8.2.7 On expiration of the 10 Working Days, the arbitration agreement under paragraph 8.2.6 is not binding on the parties and, if a notice is not given under paragraph 8.2.6 within the required time, the parties may refer the unresolved dispute to the courts or to any other form of dispute resolution, including arbitration, which they have agreed to use.

The parties changed them to read,

8.2.6 All disputes, claims and differences not settled as herein provided, arising out of or in connection with the Contract or in respect of any defined legal relationship associated with it or derived from it, shall be referred to and finally resolved by arbitration in accordance with the Alberta Arbitration Act. …

Interpretation

The motions judge had, in effect, interpreted GC 8.1.1 to mean that “the parties must initially work with the Consultant on any dispute” and “only those disputes” which were not then resolved must go to arbitration. The judge reasoned that since the consultant never made a decision, the remainder of the dispute resolution provisions simply did not apply. The Court of Appeal disagreed. It held that the interpretation of the motions judge added words into GC 8.1.1 that did not exist and that could not simply be implied.

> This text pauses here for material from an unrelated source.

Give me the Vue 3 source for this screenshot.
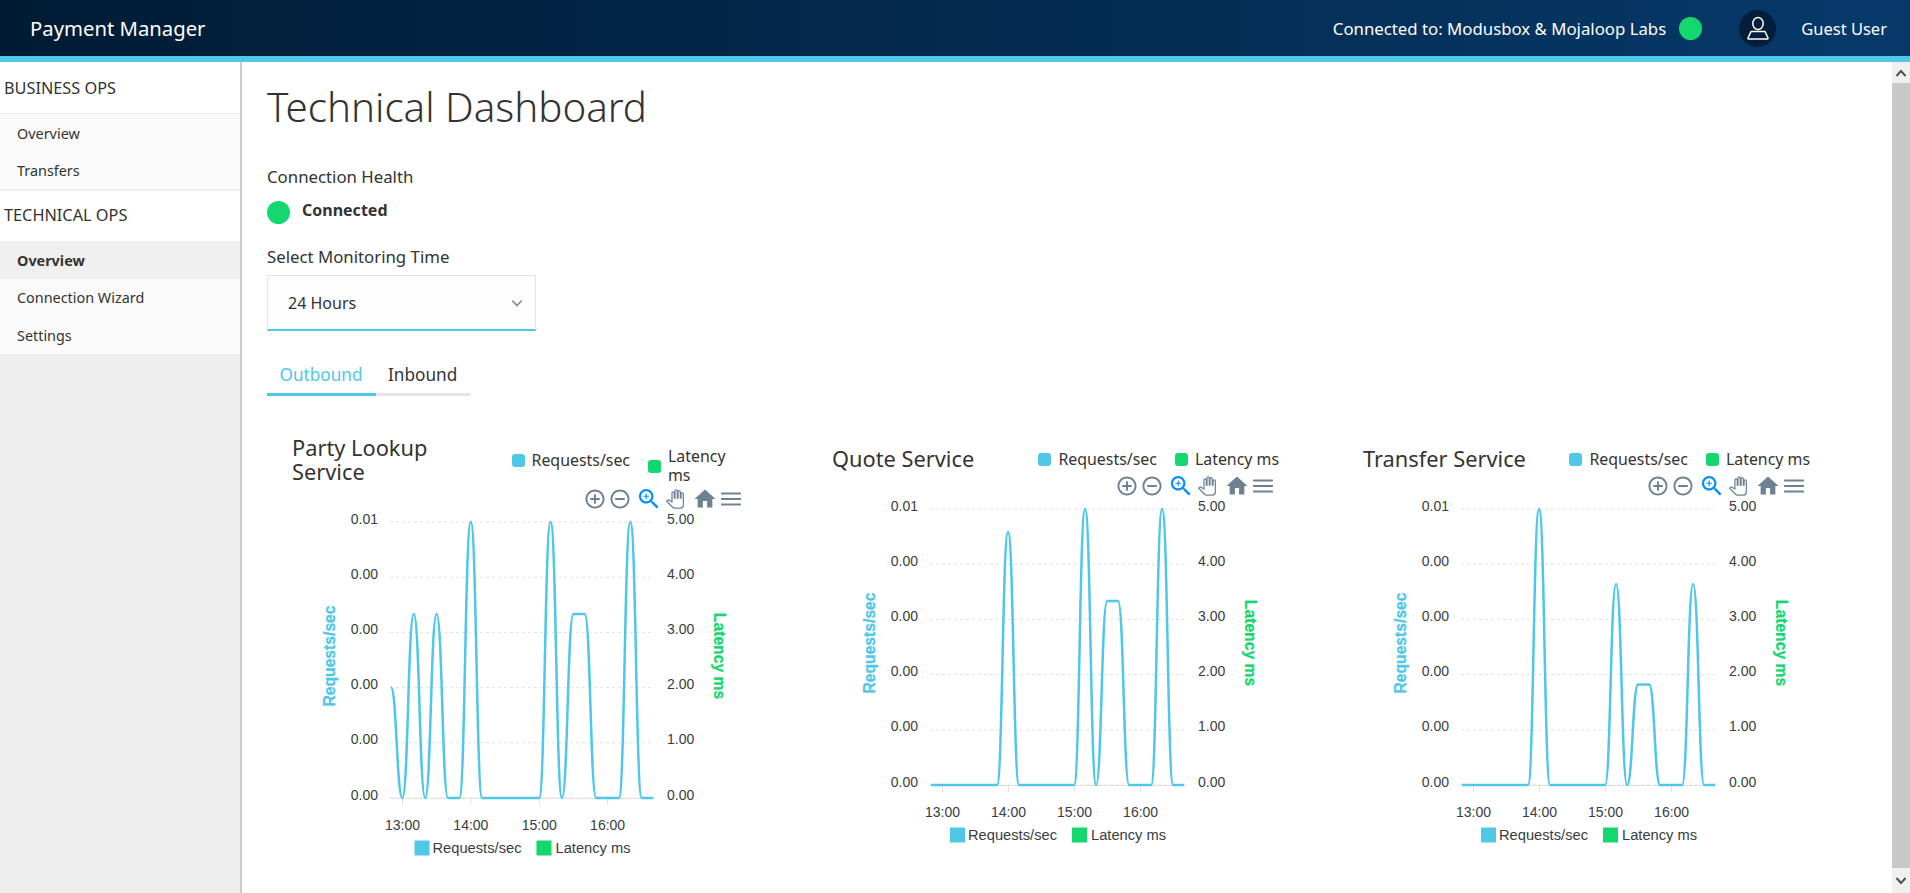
<template>
  <div class="page">
    <header class="topbar">
      <div class="topbar__brand">Payment Manager</div>
      <div class="topbar__connection">
        <span>Connected to: Modusbox &amp; Mojaloop Labs</span>
        <i class="dot" />
      </div>
      <div class="topbar__avatar">
        <svg width="24" height="24" viewBox="0 0 24 24" fill="none" stroke="#fff" stroke-width="1.5">
          <ellipse cx="12" cy="7.5" rx="5.2" ry="6" />
          <path d="M5 15.5h14l3 6.5c.2.6-.2 1-.8 1H2.800c-.6 0-1-.4-.8-1z" stroke-linejoin="round" />
        </svg>
      </div>
      <div class="topbar__user">Guest User</div>
    </header>

    <div class="body">
      <aside class="sidebar">
        <template v-for="section in menu" :key="section.title">
          <div class="sidebar__title">{{ section.title }}</div>
          <ul class="sidebar__list">
            <li
              v-for="item in section.items"
              :key="item.label"
              class="sidebar__item"
              :class="{ 'sidebar__item--active': item.active }"
            >
              {{ item.label }}
            </li>
          </ul>
        </template>
      </aside>

      <main class="content">
        <h1 class="content__title">Technical Dashboard</h1>

        <div class="field-label">Connection Health</div>
        <div class="health">
          <i class="dot" />
          <strong>Connected</strong>
        </div>

        <div class="field-label field-label--select">Select Monitoring Time</div>
        <div class="select">
          <span>24 Hours</span>
          <svg width="12" height="12" viewBox="0 0 14 14" fill="none" stroke="#8a8a8a" stroke-width="1.8">
            <path d="M1.500 4l5.500 6 5.500-6" />
          </svg>
        </div>

        <div class="tabs">
          <div class="tab tab--active">Outbound</div>
          <div class="tab">Inbound</div>
        </div>

        <div class="charts">
          <section
            v-for="chart in charts"
            :key="chart.title"
            class="chart"
            :class="{ 'chart--tall': chart.tall }"
          >
            <div class="chart__header">
              <h2 class="chart__title">{{ chart.title }}</h2>
              <div class="chart__legend">
                <div class="legend-item">
                  <i class="legend-item__mark legend-item__mark--blue" />
                  <span>Requests/sec</span>
                </div>
                <div class="legend-item legend-item--latency">
                  <i class="legend-item__mark legend-item__mark--green" />
                  <span>Latency ms</span>
                </div>
              </div>
            </div>

            <svg class="chart__plot" width="470" height="380">
              <!-- toolbar -->
              <g
                v-for="icon in chart.icons"
                :key="icon.name"
                :transform="`translate(${icon.x} 14) scale(${icon.scale}) translate(-12 -12)`"
              >
                <path
                  :d="icon.d"
                  :fill="icon.fill"
                  :stroke="icon.stroke"
                  :stroke-width="icon.strokeWidth"
                />
                <path v-if="icon.d2" :d="icon.d2" :fill="icon.fill" />
              </g>

              <!-- grid -->
              <line
                v-for="(row, i) in rows"
                :key="i"
                :x1="plotLeft"
                :x2="plotLeft + chart.plotWidth"
                :y1="row.y"
                :y2="row.y"
                stroke="#e0e0e0"
                stroke-dasharray="3 3"
              />
              <line
                :x1="plotLeft"
                :x2="plotLeft + chart.plotWidth + 2"
                :y1="baseline + 0.5"
                :y2="baseline + 0.5"
                stroke="#e0e0e0"
              />

              <!-- axes -->
              <text
                v-for="row in rows"
                :key="row.left + row.y"
                class="tick"
                :x="plotLeft - 12"
                :y="row.y + 1.5"
                text-anchor="end"
              >{{ row.left }}</text>
              <text
                v-for="row in rows"
                :key="row.right"
                class="tick"
                :x="plotLeft + chart.plotWidth + 14"
                :y="row.y + 1.5"
              >{{ row.right }}</text>
              <g v-for="tick in chart.ticks" :key="tick.label">
                <line :x1="tick.x" :x2="tick.x" :y1="baseline" :y2="baseline + 7" stroke="#e0e0e0" />
                <text class="tick" :x="tick.x" y="345" text-anchor="middle">{{ tick.label }}</text>
              </g>

              <text
                class="axis-title axis-title--blue"
                :transform="`translate(37 171) rotate(-90)`"
                text-anchor="middle"
                dominant-baseline="central"
              >Requests/sec</text>
              <text
                class="axis-title axis-title--green"
                :transform="`translate(${plotLeft + chart.plotWidth + 66} 171) rotate(90)`"
                text-anchor="middle"
                dominant-baseline="central"
              >Latency ms</text>

              <path :d="chart.line" fill="none" stroke="#4fc7e7" stroke-width="2.5" />

              <!-- bottom legend -->
              <g :transform="`translate(${plotLeft + chart.plotWidth / 2 + 1} 0)`">
                <rect x="-108" y="355.500" width="15" height="15" fill="#4fc7e7" />
                <text class="bottom-legend" x="-90" y="368">Requests/sec</text>
                <rect x="14" y="355.500" width="15" height="15" fill="#14d76f" />
                <text class="bottom-legend" x="33" y="368">Latency ms</text>
              </g>
            </svg>
          </section>
        </div>
      </main>

      <div class="scrollbar">
        <div class="scrollbar__btn">
          <svg width="12" height="8" viewBox="0 0 12 8" fill="none" stroke="#505050" stroke-width="2"><path d="M1.500 7L6 2l4.500 5" /></svg>
        </div>
        <div class="scrollbar__thumb" />
        <div class="scrollbar__btn scrollbar__btn--down">
          <svg width="12" height="8" viewBox="0 0 12 8" fill="none" stroke="#505050" stroke-width="2"><path d="M1.500 1L6 6l4.500-5" /></svg>
        </div>
      </div>
    </div>
  </div>
</template>

<script setup>
const menu = [
  {
    title: 'BUSINESS OPS',
    items: [{ label: 'Overview' }, { label: 'Transfers' }]
  },
  {
    title: 'TECHNICAL OPS',
    items: [{ label: 'Overview', active: true }, { label: 'Connection Wizard' }, { label: 'Settings' }]
  }
]

const plotLeft = 98
const baseline = 313
const rowGap = 55.2

const leftLabels = ['0.01', '0.00', '0.00', '0.00', '0.00', '0.00']
const rightLabels = ['5.00', '4.00', '3.00', '2.00', '1.00', '0.00']
const rows = leftLabels.map((left, i) => ({
  left,
  right: rightLabels[i],
  y: baseline - rowGap * (5 - i)
}))

// one value per 10 minutes, from 12:50 to 16:40
function series(peaks, first = 0) {
  const values = new Array(24).fill(0)
  values[0] = first
  Object.entries(peaks).forEach(([i, v]) => {
    values[i] = v
  })
  return values
}

function buildLine(values, plotWidth) {
  const hour = plotWidth * 0.26
  const step = hour / 6
  const start = plotLeft + 1
  const pts = values.map((v, i) => [start + i * step, baseline - v * rowGap * 5])
  let d = `M${pts[0][0]} ${pts[0][1]}`
  for (let i = 1; i < pts.length; i++) {
    const [x0, y0] = pts[i - 1]
    const [x1, y1] = pts[i]
    const c = (x1 - x0) * 0.5
    d += ` C${x0 + c} ${y0} ${x1 - c} ${y1} ${x1} ${y1}`
  }
  return d
}

const circle = 'M12 2C6.480 2 2 6.480 2 12s4.480 10 10 10 10-4.480 10-10S17.520 2 12 2zm0 18c-4.410 0-8-3.590-8-8s3.590-8 8-8 8 3.590 8 8-3.590 8-8 8z'
const iconShapes = [
  { name: 'plus', offset: -56, scale: 0.95, fill: '#6e8192', d: 'M13 7h-2v4H7v2h4v4h2v-4h4v-2h-4V7z' + circle },
  { name: 'minus', offset: -31, scale: 0.95, fill: '#6e8192', d: 'M7 11v2h10v-2H7z' + circle },
  {
    name: 'zoom',
    offset: -2,
    scale: 1.12,
    fill: '#008ffb',
    d: 'M15.500 14h-.79l-.28-.27C15.410 12.590 16 11.110 16 9.500 16 5.910 13.090 3 9.500 3S3 5.910 3 9.500 5.910 16 9.500 16c1.610 0 3.090-.59 4.230-1.570l.27.28v.79l5 4.990L20.490 19l-4.990-5zm-6 0C7.010 14 5 11.990 5 9.500S7.010 5 9.500 5 14 7.010 14 9.500 11.990 14 9.500 14z',
    d2: 'M12 10h-2v2H9v-2H7V9h2V7h1v2h2v1z'
  },
  {
    name: 'pan',
    offset: 24,
    scale: 0.76,
    fill: '#fff',
    stroke: '#6e8192',
    strokeWidth: 1.6,
    d: 'M23 5.500V20c0 2.200-1.800 4-4 4h-7.300c-1.080 0-2.100-.43-2.850-1.190L1 14.830s1.260-1.230 1.300-1.250c.22-.19.49-.29.79-.29.22 0 .42.06.6.16.04.01 4.310 2.460 4.310 2.460V4c0-.83.67-1.500 1.500-1.500S11 3.170 11 4v7h1V1.500c0-.83.67-1.500 1.500-1.500S15 .67 15 1.500V11h1V2.500c0-.83.67-1.500 1.500-1.500s1.500.67 1.500 1.500V11h1V5.500c0-.83.67-1.500 1.500-1.500s1.500.67 1.500 1.500z'
  },
  { name: 'home', offset: 54, scale: 1.05, fill: '#6e8192', d: 'M10 20v-6h4v6h5v-8h3L12 3 2 12h3v8z' },
  { name: 'menu', offset: 80, scale: 1.1, fill: '#6e8192', d: 'M3 18h18v-2H3v2zm0-5h18v-2H3v2zm0-7v2h18V6H3z' }
]

function buildChart(title, plotWidth, values, tall = false) {
  const hour = plotWidth * 0.26
  const plotRight = plotLeft + plotWidth
  return {
    title,
    tall,
    plotWidth,
    line: buildLine(values, plotWidth),
    ticks: ['13:00', '14:00', '15:00', '16:00'].map((label, i) => ({
      label,
      x: plotLeft + 12.5 + i * hour
    })),
    icons: iconShapes.map(icon => ({ ...icon, x: plotRight + icon.offset - (tall ? 2 : 1) }))
  }
}

const charts = [
  buildChart(
    'Party Lookup Service',
    263,
    series({ 2: 0.667, 4: 0.667, 7: 1, 14: 1, 16: 0.667, 17: 0.667, 21: 1 }, 0.4),
    true
  ),
  buildChart('Quote Service', 254, series({ 7: 0.917, 14: 1, 16: 0.667, 17: 0.667, 21: 1 })),
  buildChart('Transfer Service', 254, series({ 7: 1, 14: 0.728, 16: 0.364, 17: 0.364, 21: 0.728 }))
]
</script>

<style>
html,
body {
  margin: 0;
  height: 100%;
  overflow: hidden;
}
</style>

<style scoped>
.page {
  height: 893px;
  display: flex;
  flex-direction: column;
  font-family: "Noto Sans", sans-serif;
  color: #333;
  background: #fff;
}

.dot {
  display: block;
  width: 23px;
  height: 23px;
  border-radius: 50%;
  background: #14d76f;
}

.topbar {
  height: 56px;
  flex: none;
  display: flex;
  align-items: center;
  border-bottom: 6px solid #4fc7e7;
  background: linear-gradient(90deg, #011b34, #06396a);
  color: #fff;
}

.topbar__brand {
  margin-left: 30px;
  font-size: 20.3px;
}

.topbar__connection {
  margin-left: auto;
  display: flex;
  align-items: center;
  gap: 13px;
  font-size: 16.8px;
}

.topbar__avatar {
  width: 37px;
  height: 37px;
  margin-left: 37px;
  display: flex;
  align-items: center;
  justify-content: center;
  border-radius: 50%;
  background: #031e3b;
}

.topbar__user {
  margin: 0 23px 0 25px;
  font-size: 16.5px;
}

.body {
  flex: 1;
  display: flex;
  min-height: 0;
}

.sidebar {
  width: 240px;
  flex: none;
  border-right: 2px solid #ccc;
  background: #eee;
}

.sidebar__title {
  height: 50px;
  padding: 0 0 2px 4px;
  box-sizing: border-box;
  display: flex;
  align-items: center;
  font-size: 16.3px;
  background: #fff;
}

.sidebar__title:first-child {
  height: 51px;
  padding-bottom: 0;
}

.sidebar__list {
  margin: 0;
  padding: 0;
  list-style: none;
  background: #fafafa;
}

.sidebar__list:first-of-type {
  border-top: 1px solid #f0f0f0;
  border-bottom: 2px solid #eee;
}

.sidebar__item {
  height: 37.5px;
  padding: 1px 0 0 17px;
  box-sizing: border-box;
  display: flex;
  align-items: center;
  font-size: 14.4px;
}

.sidebar__item--active {
  background: #f0f0f0;
  font-weight: 700;
}

.content {
  flex: 1;
  min-width: 0;
  padding: 21px 0 0 25px;
  overflow: hidden;
}

.content__title {
  margin: 0 0 36px;
  font-size: 40.3px;
  line-height: 48px;
  font-weight: 300;
  color: #333;
}

.field-label {
  font-size: 16.8px;
  line-height: 20px;
}

.field-label--select {
  margin-top: 24px;
}

.health {
  margin-top: 14px;
  height: 22px;
  display: flex;
  align-items: center;
  gap: 12px;
  font-size: 16px;
}

.health strong {
  margin-bottom: 4px;
}

.select {
  width: 269px;
  height: 56px;
  margin-top: 8px;
  padding: 0 12px 0 20px;
  box-sizing: border-box;
  display: flex;
  align-items: center;
  justify-content: space-between;
  font-size: 16px;
  background: #fdfdfd;
  border: 1px solid #e4e4e4;
  border-bottom: 2px solid #4fc7e7;
}

.tabs {
  margin-top: 27px;
  display: flex;
}

.tab {
  padding: 0 13px 2px 12.5px;
  height: 33px;
  display: flex;
  align-items: center;
  font-size: 17.2px;
  border-bottom: 3px solid #e4e4e4;
}

.tab--active {
  color: #4fc7e7;
  border-bottom-color: #4fc7e7;
}

.charts {
  margin: 34px 0 0 25px;
  display: grid;
  grid-template-columns: 540px 531px 1fr;
}

.chart {
  padding-top: 17px;
}

.chart--tall {
  padding-top: 5px;
}

.chart__header {
  width: 447px;
  display: flex;
  align-items: center;
  justify-content: space-between;
}

.chart--tall .chart__header {
  width: 435px;
}

.chart__title {
  margin: 0;
  padding-bottom: 1px;
  font-size: 21.8px;
  line-height: 24px;
  font-weight: 400;
}

.chart--tall .chart__title {
  width: 160px;
}

.chart__legend {
  display: flex;
  align-items: center;
  gap: 18px;
}

.legend-item {
  display: flex;
  align-items: center;
  gap: 7px;
  font-size: 15.9px;
  line-height: 19px;
}

.chart--tall .legend-item--latency {
  width: 79px;
  margin-top: 12px;
}

.legend-item__mark {
  width: 13px;
  height: 13px;
  flex: none;
  border-radius: 3px;
}

.legend-item__mark--blue {
  background: #4fc7e7;
}

.legend-item__mark--green {
  background: #14d76f;
}

.chart__plot {
  display: block;
}

.tick {
  font-family: "Liberation Sans", Arial, sans-serif;
  font-size: 14px;
  fill: #373d3f;
}

.bottom-legend {
  font-family: "Liberation Sans", Arial, sans-serif;
  font-size: 14.7px;
  fill: #373d3f;
}

.axis-title {
  font-family: "Liberation Sans", Arial, sans-serif;
  font-size: 15.7px;
  font-weight: 700;
  stroke-width: 0.3px;
}

.axis-title--blue {
  fill: #4fc7e7;
  stroke: #4fc7e7;
}

.axis-title--green {
  fill: #14d76f;
  stroke: #14d76f;
}

.scrollbar {
  width: 18px;
  flex: none;
  display: flex;
  flex-direction: column;
  background: #f0f0f0;
}

.scrollbar__btn {
  height: 21px;
  flex: none;
  display: flex;
  align-items: center;
  justify-content: center;
}

.scrollbar__btn--down {
  height: 25px;
}

.scrollbar__thumb {
  flex: 1;
  background: #c8c8c8;
}
</style>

The Court of Appeal reasoned that it was rational to interpret the agreement to allow two separate routes to arbitration. A party could use the more complicated route of consultant, mediator, and, if ultimately necessary, arbitration or a party could decide to save the time and effort involved in complicated route and go directly to arbitration.

Accordingly, the Court of Appeal overturned the decision of the motions judge. Seemingly, that would mean that the court action would be stayed pending the arbitration, but the court was very terse in its reasons. It merely said that it was returning the matter to the trial division for consideration “of the remaining issues raised by the parties at the special chambers hearing.”

There is no doubt that the reasons for decision answered the question that we initially posed. A party may go straight to arbitration rather than go through the consultant and mediation. Unfortunately, the question is answered only in respect of the exact contract clauses in issue in this case. The basic CCA 14 clause, which is almost identical to the clause in the CCDC contracts, is not the same and, although likely, it may not be interpreted identically to the clause in this case.

Timing

The timing in this matter is not easily understood. The project was built in 2000, the action was commenced in 2002, the general brought its motion in 2011 or 2012, and the appeal was heard January 2013. What went on in the 11 years between the action’s commencement and the appeal? Justice does not move that slowly. However, the parties did. It seems that the parties agreed to mediate in 2006 and 2010, but were unsuccessful in their attempts to resolve the dispute and similarly unsuccessful in moving the action forward at anything other than a snail’s pace.

Strategy

The reasons for decision of the Court of Appeal did not inform the reader of the general’s real motivation for its motion. That motivation was apparent in the reasons for decision in the original motion and in the subsequent proceedings between the parties. The general took the position that, since the owner had not commenced arbitration proceedings within the limitation period set out in the Alberta Limitations Act (the “Act”), the owner had no right to look to the general for any compensation. The Court of Appeal referred this issue to the motions judge.

In his subsequent decision, the motions judge, noting that the Court of Appeal had decided that arbitration was mandatory, held that the owner had not commenced any arbitration proceedings within the limitation period set out in the Act and, therefore, had lost its right to sue the general. The judge dismissed the owner’s action.

The owner was displeased and appealed to the Court of Appeal. The Court again ruled against the owner, this time upholding the motions judge and the dismissal of the owner’s action. The owner, with one last gasp in its doomed fight, moved for leave to appeal the matter to the Supreme Court of Canada. Leave was refused; the war was over.